Croquis au Chaptal

Tasse. Thé. Petit-déjeuner au Chaptal. Une femme au comptoir en discussion gilets jaunes avec la tenancière passée de l’autre côté du bois ou du faux bois sombre et de l’inox véritable pour plus de sympathie et de confort de coude. Et comme elle ne lui offre qu’une partie de son profil, la bouche et les yeux tournés vers elle, c’est le gauche, le coude gauche qui s’appuie. L’autre n’est qu’une partie de bras qui lui sert à des gestes qui sont les virgules et les points visibles de sa voix.
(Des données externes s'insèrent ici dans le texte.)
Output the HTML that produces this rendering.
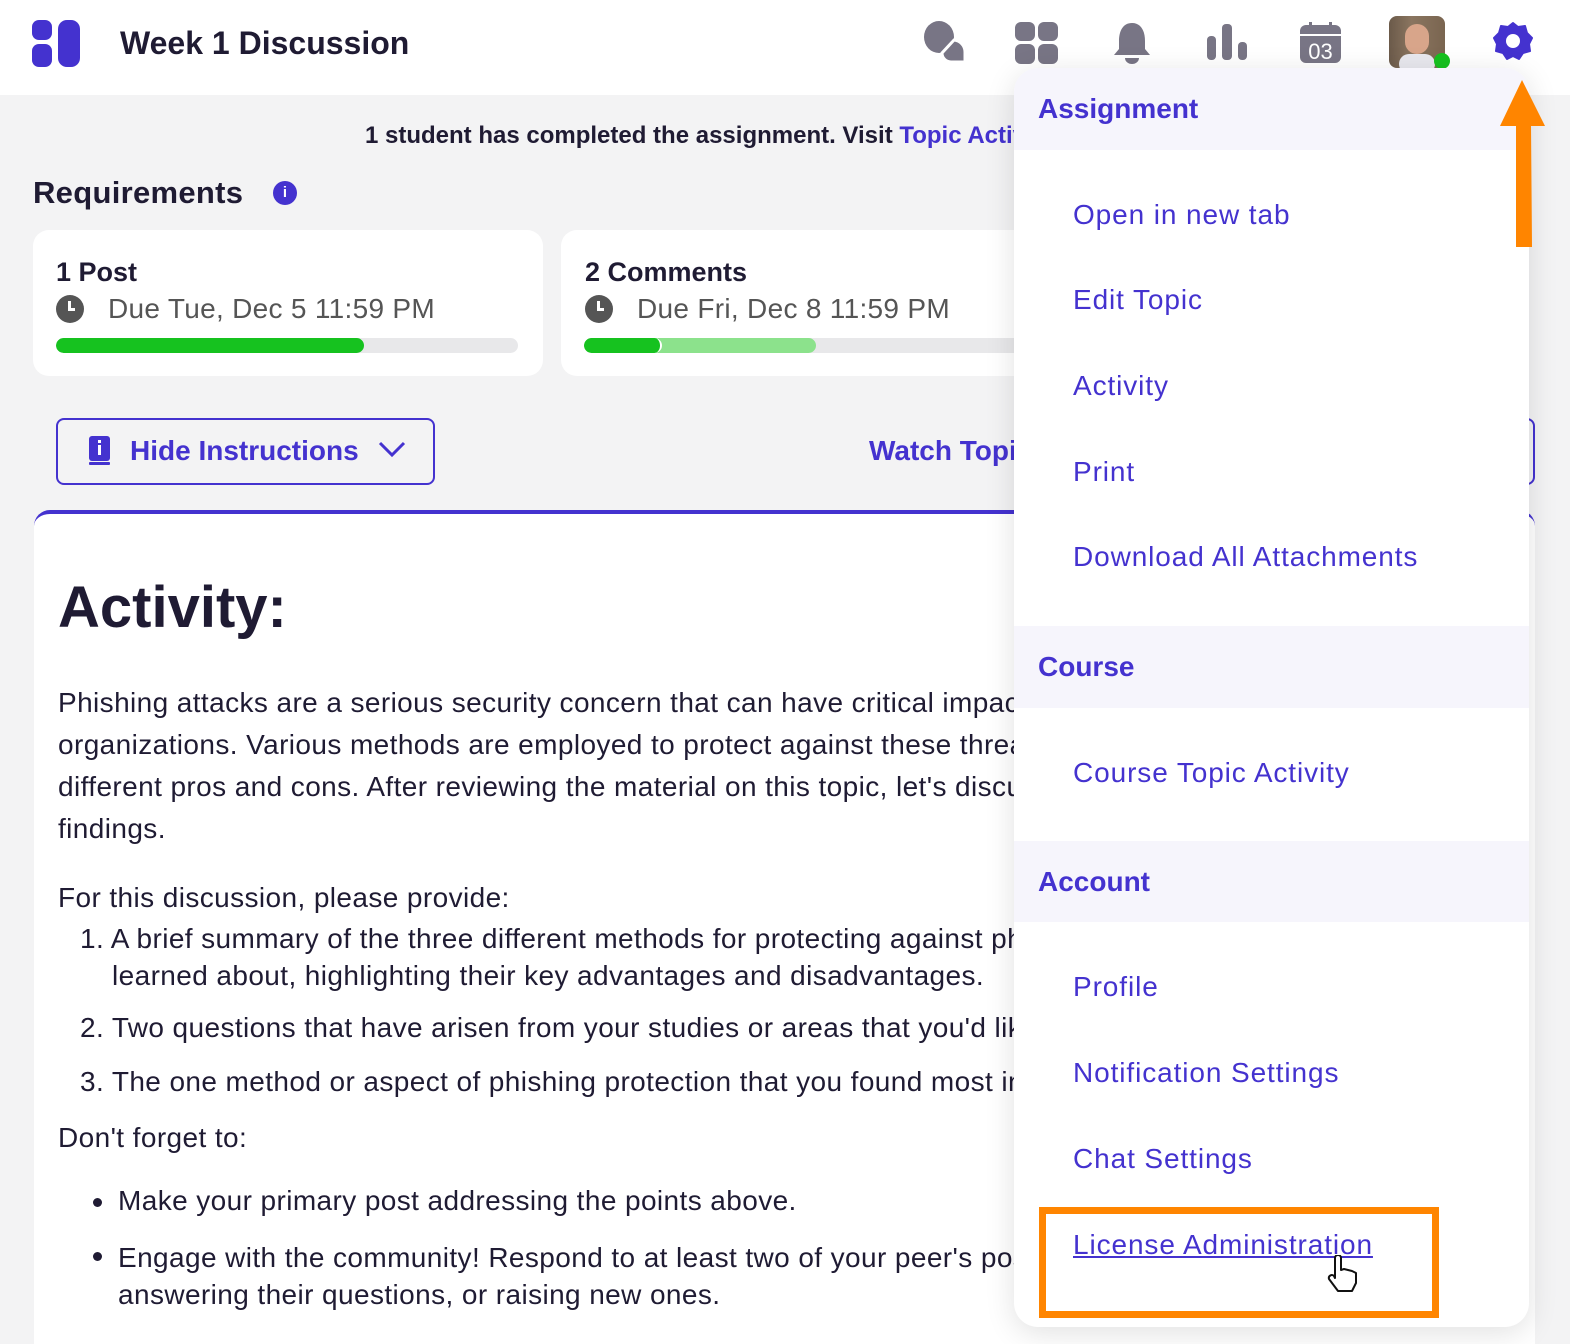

Breakfast au Chaptal, à Paris 9.

La cliente connue sort. Une femme en noir rentre. Elles’assied en face d’une autre femme, là depuis un moment, commande la formule petit-déjeuner à 5.50 comme moi. Le café s’introduit dans le vide porcelain à grand bruit de bulles. « Bah je lui ai dit qu’il y avait un parking !…Quoi, un café samedi ? – Non, deux cafés samedi. Ah ! » Ça c’est le jeune homme en chemise à carreaux et grosses chaussures confort. Barbu. Beau. L’habitué. L’ardoise est mise à jour. Puis il s’en va. « A toute allure ! » La blague habituelle. Il part bosser pas loin. 10 heures 11. Un gars revient, connu sous sa casquette rouge, rapporte sa tasse et reprend un café. « Je ne sais pas, moi, lui dit la tenancière, je vais éplucher les patates !… » Les clients sortent sous des Au-revoir, d’autres rentrent sous des Bonjours polis, etc., la fille est sympa, même quand elle constate pour la vitre sale et qu’elle finit par dire : « Mais qui a pu bien mettre ses mains aussi haut ? Et des mains sales en plus ? » 
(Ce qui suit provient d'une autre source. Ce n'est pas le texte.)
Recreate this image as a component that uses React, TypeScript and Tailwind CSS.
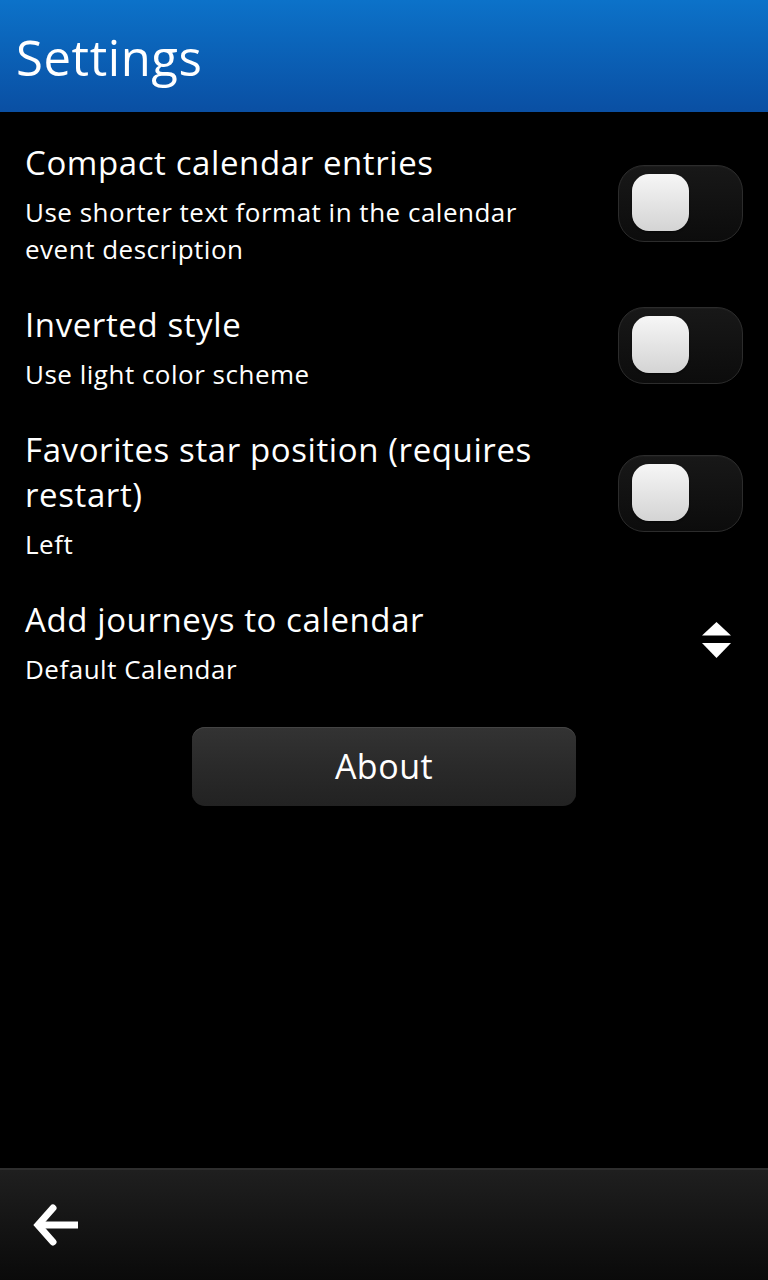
import React, { useState } from 'react';

const font = { fontFamily: '"Open Sans", "Noto Sans", sans-serif' };

const Toggle: React.FC<{ on: boolean; onChange: () => void }> = ({ on, onChange }) => (
    <button
        onClick={onChange}
        className="relative w-[125px] h-[77px] rounded-[26px] bg-gradient-to-b from-[#181818] to-[#0c0c0c] border border-[#2c2c2c] shrink-0"
        style={{ boxShadow: 'inset 0 1px 0 #1d1d1d' }}
    >
        <span
            className={`absolute top-[8px] w-[57px] h-[57px] rounded-[17px] bg-gradient-to-b from-[#f6f6f6] to-[#d4d4d4] shadow-[0_1px_2px_rgba(0,0,0,0.6)] ${on ? 'left-[53px]' : 'left-[13px]'}`}
        />
    </button>
);

const UpDown = () => (
    <svg width="29" height="36" viewBox="0 0 29 36" className="shrink-0 mr-[12px]">
        <polygon points="14.5,0 29,13.5 0,13.5" fill="white" />
        <polygon points="0,21 29,21 14.5,36" fill="white" />
    </svg>
);

const Row: React.FC<{ title: React.ReactNode; sub: string; control: React.ReactNode; ctrlShift?: string }> = ({ title, sub, control, ctrlShift }) => (
    <div className="flex items-center justify-between">
        <div className="max-w-[548px]">
            <div className="text-[33px] leading-[45px] tracking-[0.6px] text-white">{title}</div>
            <div className="text-[26px] leading-[37px] tracking-[0.5px] text-white mt-[9px]">{sub}</div>
        </div>
        <div className={ctrlShift}>{control}</div>
    </div>
);

export default function App() {
    const [compact, setCompact] = useState(false);
    const [inverted, setInverted] = useState(false);
    const [starPos, setStarPos] = useState(false);

    return (
        <div className="w-[768px] h-[1280px] bg-black flex flex-col overflow-hidden" style={font}>
            <div className="h-[112px] shrink-0 bg-gradient-to-b from-[#0c72c9] to-[#0a4fa3] flex items-center px-[16px]">
                <h1 className="text-[49px] text-white leading-none tracking-[0.6px] pt-[2px]">Settings</h1>
            </div>

            <main className="flex-1 px-[25px] pt-[28px] flex flex-col gap-[34px]">
                <Row
                    title="Compact calendar entries"
                    sub="Use shorter text format in the calendar event description"
                    control={<Toggle on={compact} onChange={() => setCompact(!compact)} />}
                    ctrlShift="mt-[4px]"
                />
                <Row
                    title="Inverted style"
                    sub="Use light color scheme"
                    control={<Toggle on={inverted} onChange={() => setInverted(!inverted)} />}
                    ctrlShift="mt-[1px]"
                />
                <Row
                    title="Favorites star position (requires restart)"
                    sub="Left"
                    control={<Toggle on={starPos} onChange={() => setStarPos(!starPos)} />}
                    ctrlShift="mt-[2px]"
                />
                <Row
                    title="Add journeys to calendar"
                    sub="Default Calendar"
                    control={<UpDown />}
                    ctrlShift="-mt-[6px]"
                />
                <div className="flex justify-center mt-[5px]">
                    <button
                        className="w-[384px] h-[79px] rounded-[13px] bg-gradient-to-b from-[#333333] via-[#2a2a2a] to-[#222222] text-white text-[34px] tracking-[0.5px]"
                        style={{ boxShadow: 'inset 0 1px 0 #444' }}
                    >
                        About
                    </button>
                </div>
            </main>

            <footer className="h-[112px] shrink-0 border-t-2 border-[#2e2e2e] bg-gradient-to-b from-[#1f1f1f] to-[#0a0a0a] flex items-center px-[31px]">
                <svg width="48" height="42" viewBox="0 0 48 42" fill="none" stroke="white" strokeWidth="7" strokeLinejoin="miter">
                    <path d="M22 4 L7 21 L22 38" strokeLinecap="round" />
                    <path d="M8 21 H47" strokeLinecap="butt" />
                </svg>
            </footer>
        </div>
    );
}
Le temps passe un peu. Deux omelettes jambon-fromage. La collègue part à la recherche de tomates. C’est un homme maintenant qui sert la clientèle. Ils ont tous des chemises noires. Carton-cageot. Clientèle anglaise ou américaine assise. Les verres sous la lumière un peu pourpre des lampes sans abat-jour. Les anglais déjeunent, le métal solide du couvert et la mollesse jaune clair de l’œuf cuit se rencontrent, partent en bouche, glissent, heurtent la dent, plient la langue affamée à moins qu’elle ne se courbe elle-même, accueillante, heureuse du grain de sel découvert sous la mousse.

Sel de Guérande qui prend des couleurs parfois de ciel parisiens sous la pluie et des façades haussmanniennes.

Ciel de sel de Guérande qui salit un peu les façades haussmanniennes et qui les rend à vous rendre un peu triste à première vue. Au mieux vous pouvez vous dire : c’est une pierre noble qui a été creusée autrefois dans l’Oise ou quelque chose comme ça. Je crois.  Au pire : c’est trop monumental et ça manque crûment de couleurs qui varient. C’est du calcaire en tout cas, du calcaire de Lutèce qui au soleil reste encore un peu sombre. Comparez : calanques de Marseille. L’obéissance à la lumière, tout est là. C’est loin d’être une simple question de température, ou de luminosité ; à Paris, s’il fait souvent humide, l’hiver n’est pas pour autant à vous mordre de sa dent glacée comme un coup de vent méridional, et l’été vous brûle le visage pour peu que vous décidiez un petit tour au parc. Non. C’est une question bête d’albédo. Tout est réglé. Mon petit-déjeuner aussi.